◆ WHAT IS BEING ASKED: Exclude the pictures and return every line exactly as written.

◆ DATASET SECTION:
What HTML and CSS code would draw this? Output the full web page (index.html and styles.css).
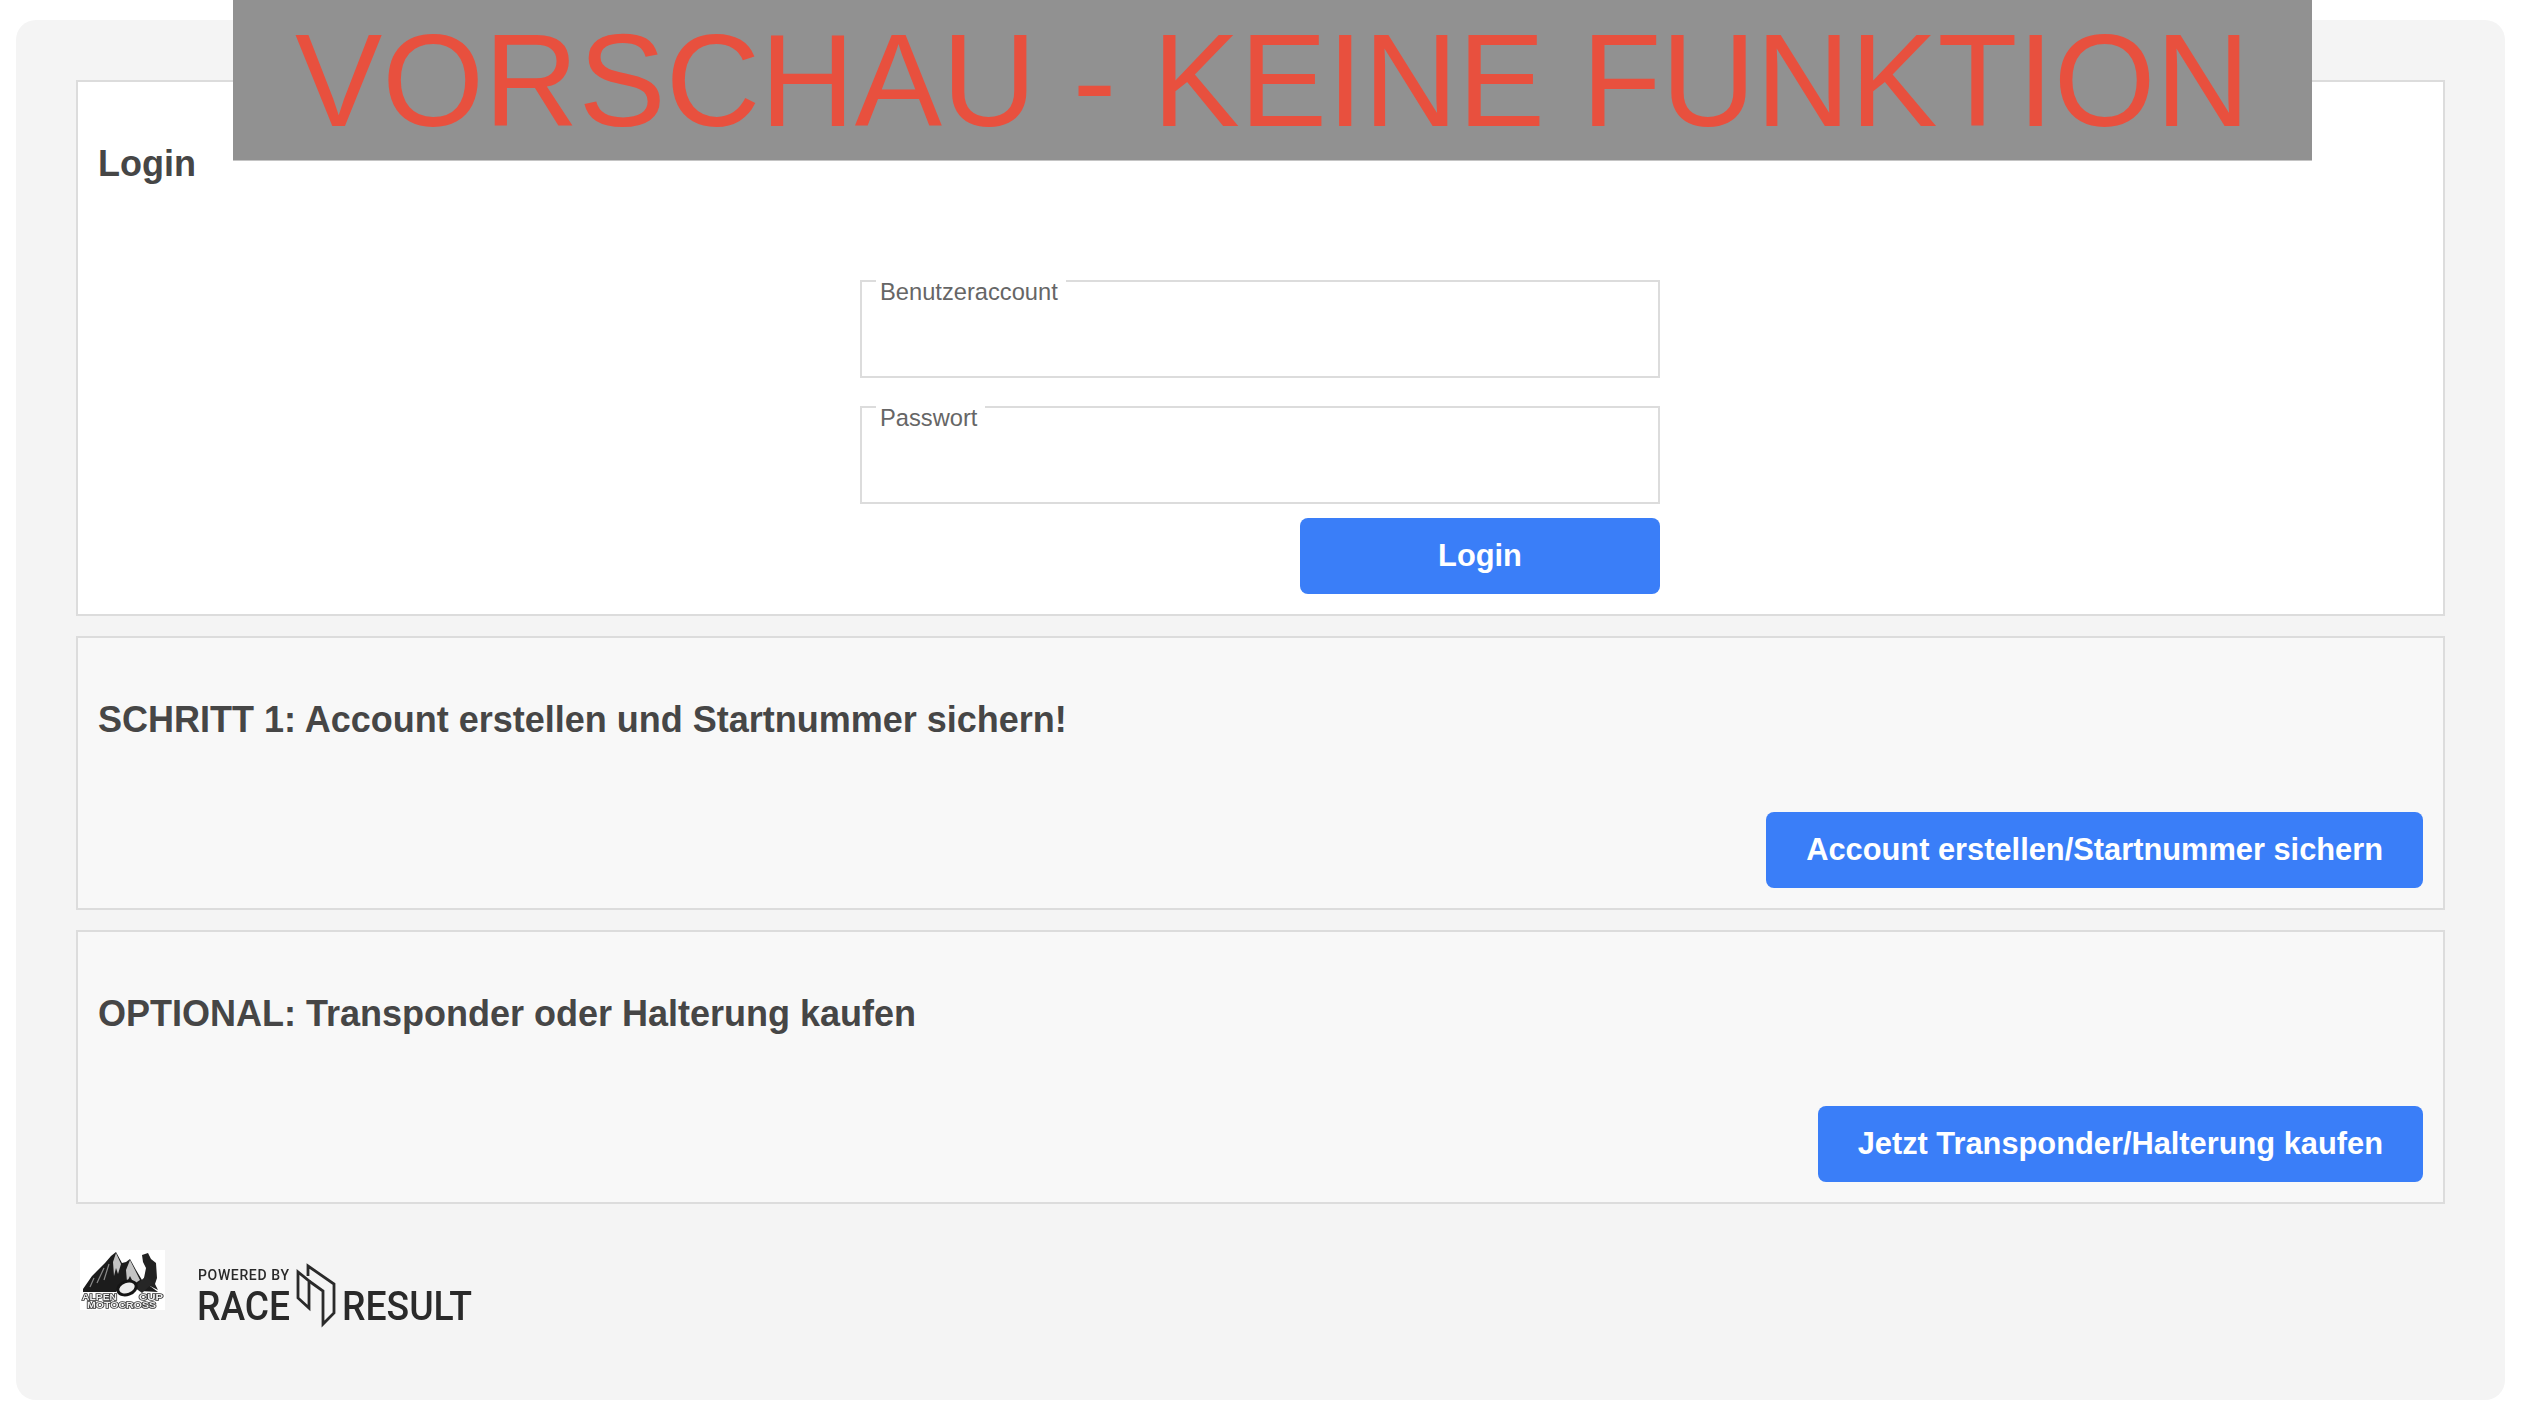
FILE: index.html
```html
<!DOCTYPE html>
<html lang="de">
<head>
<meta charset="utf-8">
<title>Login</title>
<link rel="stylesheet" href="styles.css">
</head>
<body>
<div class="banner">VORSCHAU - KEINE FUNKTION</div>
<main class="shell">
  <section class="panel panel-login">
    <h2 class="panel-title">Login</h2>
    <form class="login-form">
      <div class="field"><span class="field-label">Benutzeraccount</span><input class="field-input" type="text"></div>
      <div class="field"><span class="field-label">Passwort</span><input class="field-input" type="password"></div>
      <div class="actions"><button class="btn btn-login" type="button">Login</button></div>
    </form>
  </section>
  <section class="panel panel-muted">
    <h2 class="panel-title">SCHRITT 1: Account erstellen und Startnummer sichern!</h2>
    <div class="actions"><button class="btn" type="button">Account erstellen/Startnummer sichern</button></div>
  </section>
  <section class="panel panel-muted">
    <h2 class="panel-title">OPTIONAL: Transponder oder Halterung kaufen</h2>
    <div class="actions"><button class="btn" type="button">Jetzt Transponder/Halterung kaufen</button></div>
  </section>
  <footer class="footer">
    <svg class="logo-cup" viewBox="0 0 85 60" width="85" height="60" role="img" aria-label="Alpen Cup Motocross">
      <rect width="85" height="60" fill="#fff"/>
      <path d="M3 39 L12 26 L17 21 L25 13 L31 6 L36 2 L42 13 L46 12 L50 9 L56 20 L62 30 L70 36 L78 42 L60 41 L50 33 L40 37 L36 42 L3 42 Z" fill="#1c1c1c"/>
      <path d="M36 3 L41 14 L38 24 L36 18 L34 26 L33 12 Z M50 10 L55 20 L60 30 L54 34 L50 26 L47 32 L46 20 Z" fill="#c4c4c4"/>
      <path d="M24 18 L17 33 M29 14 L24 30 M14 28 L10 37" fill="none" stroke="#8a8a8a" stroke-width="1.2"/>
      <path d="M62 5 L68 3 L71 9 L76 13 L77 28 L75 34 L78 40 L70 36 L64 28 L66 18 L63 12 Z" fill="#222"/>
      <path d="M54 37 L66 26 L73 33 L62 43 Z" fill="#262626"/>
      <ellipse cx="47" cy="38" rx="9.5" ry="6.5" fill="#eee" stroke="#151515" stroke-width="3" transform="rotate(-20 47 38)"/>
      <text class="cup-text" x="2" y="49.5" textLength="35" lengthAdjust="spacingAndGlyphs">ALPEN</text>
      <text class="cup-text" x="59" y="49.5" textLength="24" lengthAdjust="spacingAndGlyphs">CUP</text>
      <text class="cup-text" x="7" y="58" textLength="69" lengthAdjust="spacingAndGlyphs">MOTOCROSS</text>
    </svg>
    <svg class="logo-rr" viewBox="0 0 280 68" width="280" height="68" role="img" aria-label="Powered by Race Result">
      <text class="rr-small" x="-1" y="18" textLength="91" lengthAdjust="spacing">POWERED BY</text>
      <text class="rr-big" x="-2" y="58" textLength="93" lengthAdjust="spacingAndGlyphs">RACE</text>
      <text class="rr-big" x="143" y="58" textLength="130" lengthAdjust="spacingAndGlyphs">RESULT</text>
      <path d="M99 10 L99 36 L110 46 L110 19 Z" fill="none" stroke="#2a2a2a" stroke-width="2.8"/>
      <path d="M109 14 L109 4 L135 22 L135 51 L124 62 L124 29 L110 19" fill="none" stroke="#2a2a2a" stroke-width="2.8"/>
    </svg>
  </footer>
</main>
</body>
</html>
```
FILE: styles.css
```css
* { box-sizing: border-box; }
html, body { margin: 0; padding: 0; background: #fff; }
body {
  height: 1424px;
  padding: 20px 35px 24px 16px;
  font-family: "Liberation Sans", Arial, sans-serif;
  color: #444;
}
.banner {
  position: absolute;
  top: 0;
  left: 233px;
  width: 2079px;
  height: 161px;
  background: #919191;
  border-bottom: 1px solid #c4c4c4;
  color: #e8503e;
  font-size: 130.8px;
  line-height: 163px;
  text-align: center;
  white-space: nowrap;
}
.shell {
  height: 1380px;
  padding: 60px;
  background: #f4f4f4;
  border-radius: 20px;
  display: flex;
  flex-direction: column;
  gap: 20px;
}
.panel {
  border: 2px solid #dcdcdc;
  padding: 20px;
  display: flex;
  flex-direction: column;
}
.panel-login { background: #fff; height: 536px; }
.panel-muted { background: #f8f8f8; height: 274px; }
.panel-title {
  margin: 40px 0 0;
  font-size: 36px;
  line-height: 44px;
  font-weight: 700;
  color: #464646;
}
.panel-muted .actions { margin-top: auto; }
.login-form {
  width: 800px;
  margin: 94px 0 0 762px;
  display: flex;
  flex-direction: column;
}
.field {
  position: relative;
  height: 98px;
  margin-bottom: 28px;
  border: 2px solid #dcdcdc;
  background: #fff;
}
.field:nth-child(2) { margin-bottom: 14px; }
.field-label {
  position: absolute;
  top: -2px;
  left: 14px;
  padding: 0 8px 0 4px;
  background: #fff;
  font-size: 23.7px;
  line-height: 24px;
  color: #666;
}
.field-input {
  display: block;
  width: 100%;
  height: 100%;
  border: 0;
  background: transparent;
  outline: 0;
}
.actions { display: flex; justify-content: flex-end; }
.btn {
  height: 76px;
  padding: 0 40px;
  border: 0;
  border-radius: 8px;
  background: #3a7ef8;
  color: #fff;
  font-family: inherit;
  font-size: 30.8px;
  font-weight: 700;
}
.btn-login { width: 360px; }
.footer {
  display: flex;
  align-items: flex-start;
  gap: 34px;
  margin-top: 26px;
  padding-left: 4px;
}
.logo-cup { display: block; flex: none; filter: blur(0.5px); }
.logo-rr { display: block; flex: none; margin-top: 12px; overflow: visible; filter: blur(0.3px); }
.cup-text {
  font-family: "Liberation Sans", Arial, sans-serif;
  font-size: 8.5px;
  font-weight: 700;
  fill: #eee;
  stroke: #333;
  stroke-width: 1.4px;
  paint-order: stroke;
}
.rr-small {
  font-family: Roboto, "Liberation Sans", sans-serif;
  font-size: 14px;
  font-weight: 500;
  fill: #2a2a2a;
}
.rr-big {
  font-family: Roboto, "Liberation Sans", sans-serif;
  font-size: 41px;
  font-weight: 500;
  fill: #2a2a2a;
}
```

◆ RESULT:
What HTML and CSS code would draw this? Output the full web page (index.html and styles.css).
FILE: index.html
```html
<!DOCTYPE html>
<html lang="de">
<head>
<meta charset="utf-8">
<title>Login</title>
<link rel="stylesheet" href="styles.css">
</head>
<body>
<div class="banner">VORSCHAU - KEINE FUNKTION</div>
<main class="shell">
  <section class="panel panel-login">
    <h2 class="panel-title">Login</h2>
    <form class="login-form">
      <div class="field"><span class="field-label">Benutzeraccount</span><input class="field-input" type="text"></div>
      <div class="field"><span class="field-label">Passwort</span><input class="field-input" type="password"></div>
      <div class="actions"><button class="btn btn-login" type="button">Login</button></div>
    </form>
  </section>
  <section class="panel panel-muted">
    <h2 class="panel-title">SCHRITT 1: Account erstellen und Startnummer sichern!</h2>
    <div class="actions"><button class="btn" type="button">Account erstellen/Startnummer sichern</button></div>
  </section>
  <section class="panel panel-muted">
    <h2 class="panel-title">OPTIONAL: Transponder oder Halterung kaufen</h2>
    <div class="actions"><button class="btn" type="button">Jetzt Transponder/Halterung kaufen</button></div>
  </section>
  <footer class="footer">
    <svg class="logo-cup" viewBox="0 0 85 60" width="85" height="60" role="img" aria-label="Alpen Cup Motocross">
      <rect width="85" height="60" fill="#fff"/>
      <path d="M3 39 L12 26 L17 21 L25 13 L31 6 L36 2 L42 13 L46 12 L50 9 L56 20 L62 30 L70 36 L78 42 L60 41 L50 33 L40 37 L36 42 L3 42 Z" fill="#1c1c1c"/>
      <path d="M36 3 L41 14 L38 24 L36 18 L34 26 L33 12 Z M50 10 L55 20 L60 30 L54 34 L50 26 L47 32 L46 20 Z" fill="#c4c4c4"/>
      <path d="M24 18 L17 33 M29 14 L24 30 M14 28 L10 37" fill="none" stroke="#8a8a8a" stroke-width="1.2"/>
      <path d="M62 5 L68 3 L71 9 L76 13 L77 28 L75 34 L78 40 L70 36 L64 28 L66 18 L63 12 Z" fill="#222"/>
      <path d="M54 37 L66 26 L73 33 L62 43 Z" fill="#262626"/>
      <ellipse cx="47" cy="38" rx="9.5" ry="6.5" fill="#eee" stroke="#151515" stroke-width="3" transform="rotate(-20 47 38)"/>
      <text class="cup-text" x="2" y="49.5" textLength="35" lengthAdjust="spacingAndGlyphs">ALPEN</text>
      <text class="cup-text" x="59" y="49.5" textLength="24" lengthAdjust="spacingAndGlyphs">CUP</text>
      <text class="cup-text" x="7" y="58" textLength="69" lengthAdjust="spacingAndGlyphs">MOTOCROSS</text>
    </svg>
    <svg class="logo-rr" viewBox="0 0 280 68" width="280" height="68" role="img" aria-label="Powered by Race Result">
      <text class="rr-small" x="-1" y="18" textLength="91" lengthAdjust="spacing">POWERED BY</text>
      <text class="rr-big" x="-2" y="58" textLength="93" lengthAdjust="spacingAndGlyphs">RACE</text>
      <text class="rr-big" x="143" y="58" textLength="130" lengthAdjust="spacingAndGlyphs">RESULT</text>
      <path d="M99 10 L99 36 L110 46 L110 19 Z" fill="none" stroke="#2a2a2a" stroke-width="2.8"/>
      <path d="M109 14 L109 4 L135 22 L135 51 L124 62 L124 29 L110 19" fill="none" stroke="#2a2a2a" stroke-width="2.8"/>
    </svg>
  </footer>
</main>
</body>
</html>
```
FILE: styles.css
```css
* { box-sizing: border-box; }
html, body { margin: 0; padding: 0; background: #fff; }
body {
  height: 1424px;
  padding: 20px 35px 24px 16px;
  font-family: "Liberation Sans", Arial, sans-serif;
  color: #444;
}
.banner {
  position: absolute;
  top: 0;
  left: 233px;
  width: 2079px;
  height: 161px;
  background: #919191;
  border-bottom: 1px solid #c4c4c4;
  color: #e8503e;
  font-size: 130.8px;
  line-height: 163px;
  text-align: center;
  white-space: nowrap;
}
.shell {
  height: 1380px;
  padding: 60px;
  background: #f4f4f4;
  border-radius: 20px;
  display: flex;
  flex-direction: column;
  gap: 20px;
}
.panel {
  border: 2px solid #dcdcdc;
  padding: 20px;
  display: flex;
  flex-direction: column;
}
.panel-login { background: #fff; height: 536px; }
.panel-muted { background: #f8f8f8; height: 274px; }
.panel-title {
  margin: 40px 0 0;
  font-size: 36px;
  line-height: 44px;
  font-weight: 700;
  color: #464646;
}
.panel-muted .actions { margin-top: auto; }
.login-form {
  width: 800px;
  margin: 94px 0 0 762px;
  display: flex;
  flex-direction: column;
}
.field {
  position: relative;
  height: 98px;
  margin-bottom: 28px;
  border: 2px solid #dcdcdc;
  background: #fff;
}
.field:nth-child(2) { margin-bottom: 14px; }
.field-label {
  position: absolute;
  top: -2px;
  left: 14px;
  padding: 0 8px 0 4px;
  background: #fff;
  font-size: 23.7px;
  line-height: 24px;
  color: #666;
}
.field-input {
  display: block;
  width: 100%;
  height: 100%;
  border: 0;
  background: transparent;
  outline: 0;
}
.actions { display: flex; justify-content: flex-end; }
.btn {
  height: 76px;
  padding: 0 40px;
  border: 0;
  border-radius: 8px;
  background: #3a7ef8;
  color: #fff;
  font-family: inherit;
  font-size: 30.8px;
  font-weight: 700;
}
.btn-login { width: 360px; }
.footer {
  display: flex;
  align-items: flex-start;
  gap: 34px;
  margin-top: 26px;
  padding-left: 4px;
}
.logo-cup { display: block; flex: none; filter: blur(0.5px); }
.logo-rr { display: block; flex: none; margin-top: 12px; overflow: visible; filter: blur(0.3px); }
.cup-text {
  font-family: "Liberation Sans", Arial, sans-serif;
  font-size: 8.5px;
  font-weight: 700;
  fill: #eee;
  stroke: #333;
  stroke-width: 1.4px;
  paint-order: stroke;
}
.rr-small {
  font-family: Roboto, "Liberation Sans", sans-serif;
  font-size: 14px;
  font-weight: 500;
  fill: #2a2a2a;
}
.rr-big {
  font-family: Roboto, "Liberation Sans", sans-serif;
  font-size: 41px;
  font-weight: 500;
  fill: #2a2a2a;
}
```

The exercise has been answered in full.